The microphone has, for several decades now, become indispensable to music concerts and other varieties of stage entertainment.

The listeners’ ears are now so inured to the ubiquitous gadget that music without mike is simply unthinkable.

It was therefore to my great delight that I had an opportunity to savour two hours of mikeless music at a compact baithak at the Dadar-Matunga Cultural Centre on May 21.

The audience comprised of only 50 odd listeners. But almost all of them were hard-boiled highbrow rasikas, representing the older generation, who had experienced the pleasure of real “live” music of the forties.

The delight was, indeed, all the greater, because the recital offered the very epitome of spirited, joyful music. And it came from an artiste from far-off Goad. It can be said, without exaggeration, that Nisha Nigalye, who is only 24, came as a revelation. Her contribution looked too good for her age, and she left us in no doubt that given certain conditions, she is going to make it to the top, sooner than later.

Nisha comes of a art-loving middle class family from Panaji, and she had her initiation into music from the age of nine. After learning the basics of Hindustani music from Karandikar Buva, a local erudite teacher, she had the benefit of advanced guidance from Pandit V. R. Athavale and Pandit S. S. Haldankar, both directors of music at the Goa Kala Academy.

Side by side, she has prosecuted her scholastic education in music and has bagged a diploma and post-graduate degree in that subject. She has also bagged several first prizes at many prestigious music contests.

Nisha began her recital with the profound Marwa in vilambit and drut. She followed it up with a briefer rendition of Bihagda (the variety which uses only shudha nishad), also in slow and fast tempi. After a brief interval, she treated us to a composition in Sindhura, a rare and difficult melody. The number, heard next was a three-tier offering in Hamir, rendered in vilambit, drut and tarana. To lend variety, she next took up a thumri in Mishra Khamaj and rounded off with a Hindi devotional.

Two aspects of Nisha’s singing were most striking.
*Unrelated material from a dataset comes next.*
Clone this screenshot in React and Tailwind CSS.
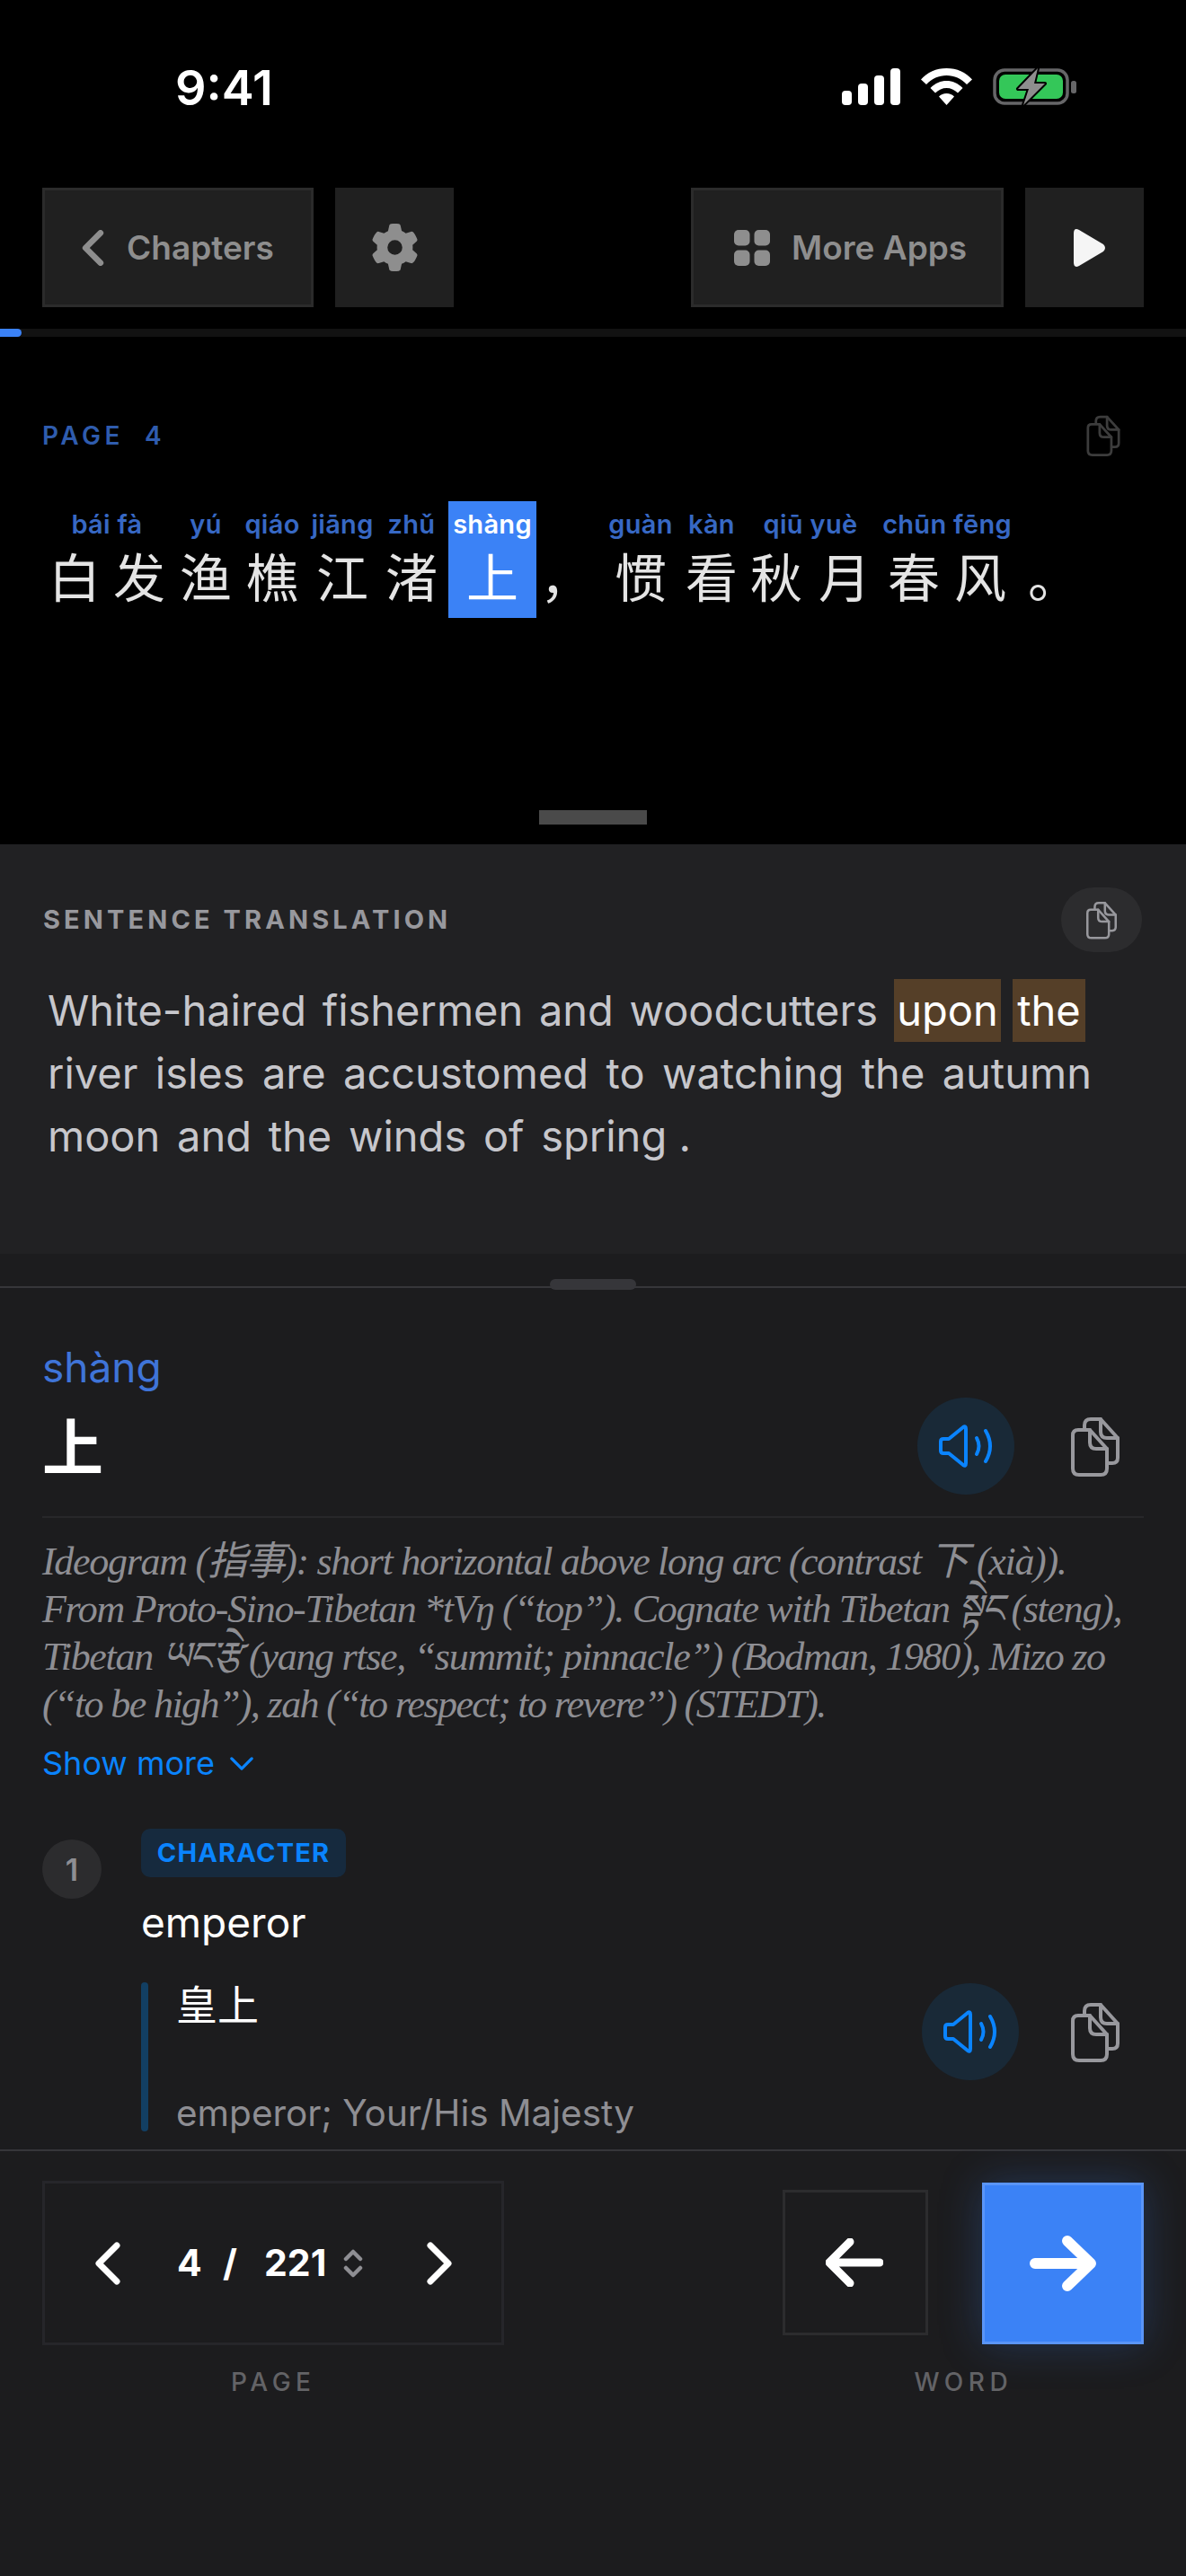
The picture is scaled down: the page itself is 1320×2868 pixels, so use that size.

The first was had utterly tuneful voice. Second, her correct insight into the beauties of form and structure in each of her chosen numbers.

Even so, I would give the palm to her explorations of Marwa and Hamir. Her Bihagda and Sindhura somehow could not attain the same degree of achievement. Specially, the drut in Bihagada had avoidable theatrical elements. On the contrary, her thumri was surprisingly sensitive. Her Sindhura was more likeable for its tricky, involved tonal substance. The final devotional had the flavor reminiscent of Kumar Gandharva’s famous Nirguni bhajans.

The artiste received competent support from the veteran Nene on the harmonium and younger Jaiphalkar on the tabla.